Kissinger: Well, I am afraid the time is running out. I have to get to Moscow to see Brezhnev. I hope we can stay in touch. We are old friends.

Strauss: I tried to get in touch in April—about those statements that the Secretary of State was making. But you were away.

Kissinger: Yes, I think I was out of town. But let me know when you come so we can talk.

Strauss: Well, I don’t like to trade on old personal friendship. But we will stay in touch.

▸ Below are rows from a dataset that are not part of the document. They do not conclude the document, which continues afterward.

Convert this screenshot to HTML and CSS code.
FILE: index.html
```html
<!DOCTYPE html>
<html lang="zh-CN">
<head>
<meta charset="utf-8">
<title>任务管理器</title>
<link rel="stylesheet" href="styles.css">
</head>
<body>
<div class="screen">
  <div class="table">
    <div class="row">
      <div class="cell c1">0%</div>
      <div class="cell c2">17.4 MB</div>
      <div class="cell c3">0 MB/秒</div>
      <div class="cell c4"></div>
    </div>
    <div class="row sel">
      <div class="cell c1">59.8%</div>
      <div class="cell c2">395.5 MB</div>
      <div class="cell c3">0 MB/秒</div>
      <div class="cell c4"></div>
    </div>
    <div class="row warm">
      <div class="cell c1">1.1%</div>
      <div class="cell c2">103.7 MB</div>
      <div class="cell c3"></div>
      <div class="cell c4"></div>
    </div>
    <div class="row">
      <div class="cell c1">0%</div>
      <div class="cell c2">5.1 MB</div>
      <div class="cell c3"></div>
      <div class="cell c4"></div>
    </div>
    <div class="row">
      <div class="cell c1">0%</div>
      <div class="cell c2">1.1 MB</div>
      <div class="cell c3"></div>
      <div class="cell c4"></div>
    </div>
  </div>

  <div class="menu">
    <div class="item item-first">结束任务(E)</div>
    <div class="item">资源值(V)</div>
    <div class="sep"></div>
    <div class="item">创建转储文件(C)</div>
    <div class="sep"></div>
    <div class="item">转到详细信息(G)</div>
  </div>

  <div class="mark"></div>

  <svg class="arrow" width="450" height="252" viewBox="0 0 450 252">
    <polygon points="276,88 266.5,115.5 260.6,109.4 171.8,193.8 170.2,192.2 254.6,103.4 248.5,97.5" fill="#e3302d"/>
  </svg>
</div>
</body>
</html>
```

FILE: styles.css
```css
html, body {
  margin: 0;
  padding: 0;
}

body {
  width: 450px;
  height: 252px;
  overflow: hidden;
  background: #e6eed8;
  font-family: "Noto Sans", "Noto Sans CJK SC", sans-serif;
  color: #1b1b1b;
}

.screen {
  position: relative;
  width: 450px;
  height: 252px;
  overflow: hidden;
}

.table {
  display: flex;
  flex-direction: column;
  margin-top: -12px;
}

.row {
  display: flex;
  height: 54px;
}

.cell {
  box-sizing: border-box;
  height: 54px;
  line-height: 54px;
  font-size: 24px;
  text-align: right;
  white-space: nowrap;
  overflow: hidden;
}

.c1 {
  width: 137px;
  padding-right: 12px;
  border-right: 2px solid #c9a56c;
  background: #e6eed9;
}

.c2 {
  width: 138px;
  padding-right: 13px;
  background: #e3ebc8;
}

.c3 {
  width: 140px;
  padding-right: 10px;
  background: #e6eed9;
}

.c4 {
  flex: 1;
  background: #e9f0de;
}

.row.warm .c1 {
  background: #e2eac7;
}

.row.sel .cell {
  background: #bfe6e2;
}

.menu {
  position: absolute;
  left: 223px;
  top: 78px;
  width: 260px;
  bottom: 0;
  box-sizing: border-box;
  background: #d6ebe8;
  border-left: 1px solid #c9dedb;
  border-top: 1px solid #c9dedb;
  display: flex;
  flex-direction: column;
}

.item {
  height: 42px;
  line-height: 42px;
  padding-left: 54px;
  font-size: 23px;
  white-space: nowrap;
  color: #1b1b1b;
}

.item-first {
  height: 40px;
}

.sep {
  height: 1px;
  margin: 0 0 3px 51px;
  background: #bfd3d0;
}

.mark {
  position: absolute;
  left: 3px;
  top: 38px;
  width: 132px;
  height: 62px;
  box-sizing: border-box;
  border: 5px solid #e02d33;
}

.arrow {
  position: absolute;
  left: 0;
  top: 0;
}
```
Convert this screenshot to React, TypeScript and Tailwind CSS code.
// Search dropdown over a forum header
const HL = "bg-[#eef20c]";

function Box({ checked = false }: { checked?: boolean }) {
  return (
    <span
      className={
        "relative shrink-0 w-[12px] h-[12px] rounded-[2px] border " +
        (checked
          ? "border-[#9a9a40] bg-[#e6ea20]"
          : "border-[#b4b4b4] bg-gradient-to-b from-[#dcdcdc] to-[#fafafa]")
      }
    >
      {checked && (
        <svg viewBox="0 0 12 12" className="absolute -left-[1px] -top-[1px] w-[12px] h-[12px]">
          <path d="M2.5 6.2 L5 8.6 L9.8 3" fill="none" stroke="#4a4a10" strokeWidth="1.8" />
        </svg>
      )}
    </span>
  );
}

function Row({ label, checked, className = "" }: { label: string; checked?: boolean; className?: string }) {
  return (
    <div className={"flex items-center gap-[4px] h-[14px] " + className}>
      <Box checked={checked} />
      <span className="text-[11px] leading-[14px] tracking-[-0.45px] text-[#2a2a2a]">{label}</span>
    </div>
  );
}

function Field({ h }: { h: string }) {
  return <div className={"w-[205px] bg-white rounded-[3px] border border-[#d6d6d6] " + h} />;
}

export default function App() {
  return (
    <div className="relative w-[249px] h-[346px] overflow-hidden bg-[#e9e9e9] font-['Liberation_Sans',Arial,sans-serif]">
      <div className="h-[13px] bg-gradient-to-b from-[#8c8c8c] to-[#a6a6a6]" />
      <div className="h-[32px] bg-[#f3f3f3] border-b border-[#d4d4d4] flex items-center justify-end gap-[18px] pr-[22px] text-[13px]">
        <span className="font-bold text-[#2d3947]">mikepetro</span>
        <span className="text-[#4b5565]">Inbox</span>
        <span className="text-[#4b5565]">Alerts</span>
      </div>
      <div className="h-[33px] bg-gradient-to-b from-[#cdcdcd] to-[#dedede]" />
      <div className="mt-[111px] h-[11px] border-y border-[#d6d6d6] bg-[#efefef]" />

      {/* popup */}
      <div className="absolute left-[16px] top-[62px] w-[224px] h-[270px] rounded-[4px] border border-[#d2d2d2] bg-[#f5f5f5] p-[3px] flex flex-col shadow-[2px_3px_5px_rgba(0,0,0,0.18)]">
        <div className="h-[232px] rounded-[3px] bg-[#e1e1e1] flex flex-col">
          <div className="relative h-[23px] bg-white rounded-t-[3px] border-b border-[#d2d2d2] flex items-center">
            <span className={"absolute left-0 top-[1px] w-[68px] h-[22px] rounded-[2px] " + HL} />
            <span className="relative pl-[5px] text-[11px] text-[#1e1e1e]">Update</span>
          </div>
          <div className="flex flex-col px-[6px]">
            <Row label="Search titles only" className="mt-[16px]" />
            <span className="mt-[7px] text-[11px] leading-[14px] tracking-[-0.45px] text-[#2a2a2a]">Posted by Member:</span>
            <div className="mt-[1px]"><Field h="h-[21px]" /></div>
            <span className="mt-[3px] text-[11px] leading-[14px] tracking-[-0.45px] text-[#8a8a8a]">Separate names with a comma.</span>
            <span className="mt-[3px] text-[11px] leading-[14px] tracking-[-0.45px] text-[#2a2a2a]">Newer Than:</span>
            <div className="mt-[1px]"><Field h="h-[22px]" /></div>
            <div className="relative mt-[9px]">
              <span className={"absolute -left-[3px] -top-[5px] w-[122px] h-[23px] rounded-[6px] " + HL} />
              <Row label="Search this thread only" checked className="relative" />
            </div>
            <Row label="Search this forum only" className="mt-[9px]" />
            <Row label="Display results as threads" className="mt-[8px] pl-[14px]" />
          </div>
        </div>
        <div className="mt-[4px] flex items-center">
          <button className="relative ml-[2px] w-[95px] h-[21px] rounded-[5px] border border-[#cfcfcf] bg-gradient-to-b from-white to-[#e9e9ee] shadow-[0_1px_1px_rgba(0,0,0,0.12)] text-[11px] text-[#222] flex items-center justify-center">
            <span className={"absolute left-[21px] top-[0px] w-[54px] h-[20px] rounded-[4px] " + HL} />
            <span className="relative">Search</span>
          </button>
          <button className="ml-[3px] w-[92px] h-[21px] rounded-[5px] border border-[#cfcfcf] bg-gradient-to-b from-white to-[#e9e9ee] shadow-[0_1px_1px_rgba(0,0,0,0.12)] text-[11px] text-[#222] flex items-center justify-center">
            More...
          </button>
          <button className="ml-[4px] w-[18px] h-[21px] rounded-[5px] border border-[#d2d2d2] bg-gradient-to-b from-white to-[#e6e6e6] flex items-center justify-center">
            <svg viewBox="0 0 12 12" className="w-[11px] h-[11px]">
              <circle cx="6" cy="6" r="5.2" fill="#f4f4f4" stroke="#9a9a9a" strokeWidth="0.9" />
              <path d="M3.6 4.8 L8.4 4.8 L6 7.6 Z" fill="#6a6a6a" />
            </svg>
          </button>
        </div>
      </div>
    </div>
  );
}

  1. Source: National Archives, Nixon Presidential Materials, NSC Files, Kissinger Office Files, Box 24, HAK Trip Files, HAK European Trip Sept. 1972, FRG Memcons Brandt, Strauss (Originals), Eyes Alone. Confidential; Eyes Only. Kissinger, an avid soccer fan, was in Munich to attend the Olympic Games. The meeting was held at the Arabaella House.
  2. François Mitterand, First Secretary of the French Socialist Party.
  3. On September 5 eight Arab terrorists of the Black September organization stormed the quarters of the Isareli athletic team at the Olympic village in Munich, killing two and taking nine hostage. In a gun battle with German security forces that night at a nearby military airport, five of the terrorists were killed but not before killing all of the hostages.
  4. Quick, a popular illustrated magazine, published Schiller’s private letter of resignation on July 26; the magazine had also published without permission the “Bahr Paper” in June/July 1970 and several drafts of the quadripartite agreement on Berlin in July 1971. On August 29 two state secretaries resigned from the Federal Government after a police raid on the Quick offices in Munich and Hamburg revealed that they had received consulting contracts from a publishing company associated with the magazine.
  5. In November 1962 Strauss, then Minister of Defense, was forced to resign due to his role in the so-called Spiegel affair in which his concern for national security, the unauthorized disclosure in Der Spiegel of a NATO exercise on nuclear war, led to the controversial arrest of several representatives of the German newsmagazine.
  6. On July 18 Egyptian President Sadat announced his order for the immediate withdrawal of Soviet military personnel from Egypt.